▶ _PROBLEM_: Copy all lines below containing "styled".

▶ _INFORMATION SHOWN_:
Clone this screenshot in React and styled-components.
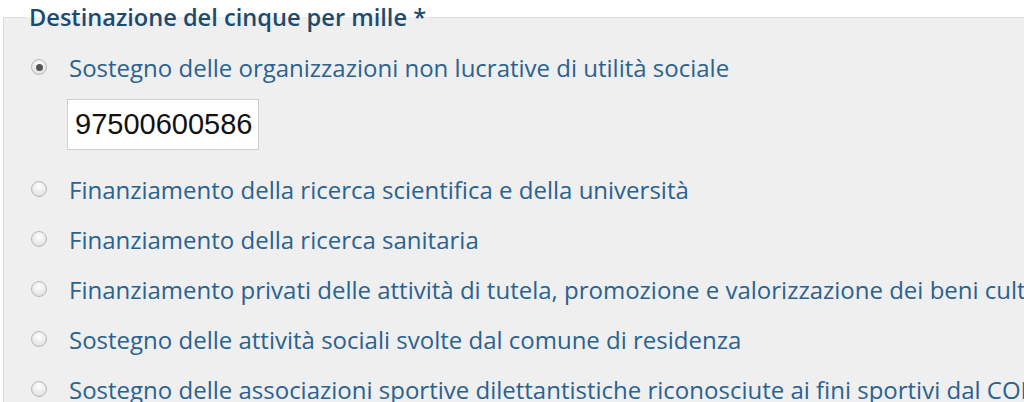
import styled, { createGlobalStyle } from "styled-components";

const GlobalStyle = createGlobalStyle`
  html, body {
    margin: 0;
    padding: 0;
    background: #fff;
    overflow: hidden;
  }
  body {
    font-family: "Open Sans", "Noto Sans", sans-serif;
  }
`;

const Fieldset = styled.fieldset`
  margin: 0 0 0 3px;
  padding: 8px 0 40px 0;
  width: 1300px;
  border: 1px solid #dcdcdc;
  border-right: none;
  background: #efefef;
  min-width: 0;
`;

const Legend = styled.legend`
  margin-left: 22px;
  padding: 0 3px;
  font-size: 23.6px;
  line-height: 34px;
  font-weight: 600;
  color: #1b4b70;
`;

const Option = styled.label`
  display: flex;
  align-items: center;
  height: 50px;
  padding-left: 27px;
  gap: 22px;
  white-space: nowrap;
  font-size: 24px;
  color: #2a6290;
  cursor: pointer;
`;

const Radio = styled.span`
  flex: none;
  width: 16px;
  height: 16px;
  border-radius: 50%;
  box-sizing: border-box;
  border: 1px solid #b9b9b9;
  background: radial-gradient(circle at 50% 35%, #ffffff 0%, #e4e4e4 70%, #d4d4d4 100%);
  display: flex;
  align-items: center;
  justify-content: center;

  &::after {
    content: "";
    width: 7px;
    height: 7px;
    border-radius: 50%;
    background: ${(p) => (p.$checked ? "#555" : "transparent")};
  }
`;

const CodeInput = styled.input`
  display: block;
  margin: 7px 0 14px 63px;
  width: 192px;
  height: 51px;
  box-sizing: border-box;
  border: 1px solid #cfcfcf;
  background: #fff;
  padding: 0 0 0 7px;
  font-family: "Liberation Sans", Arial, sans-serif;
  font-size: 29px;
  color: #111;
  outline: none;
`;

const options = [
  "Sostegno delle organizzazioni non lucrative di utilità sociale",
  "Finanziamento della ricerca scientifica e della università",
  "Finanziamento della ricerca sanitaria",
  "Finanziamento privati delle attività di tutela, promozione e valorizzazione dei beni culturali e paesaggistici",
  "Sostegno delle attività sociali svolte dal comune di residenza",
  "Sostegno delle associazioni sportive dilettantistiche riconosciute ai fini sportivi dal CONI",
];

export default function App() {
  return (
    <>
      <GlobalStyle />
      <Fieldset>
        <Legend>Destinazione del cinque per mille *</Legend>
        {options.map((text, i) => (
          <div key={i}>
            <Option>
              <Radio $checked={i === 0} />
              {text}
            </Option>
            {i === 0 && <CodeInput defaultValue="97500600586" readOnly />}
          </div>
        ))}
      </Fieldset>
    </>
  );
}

▶ _CORRECT OUTPUT_:
Clone this screenshot in React and styled-components.
import styled, { createGlobalStyle } from "styled-components";
const Fieldset = styled.fieldset`
const Legend = styled.legend`
const Option = styled.label`
const Radio = styled.span`
const CodeInput = styled.input`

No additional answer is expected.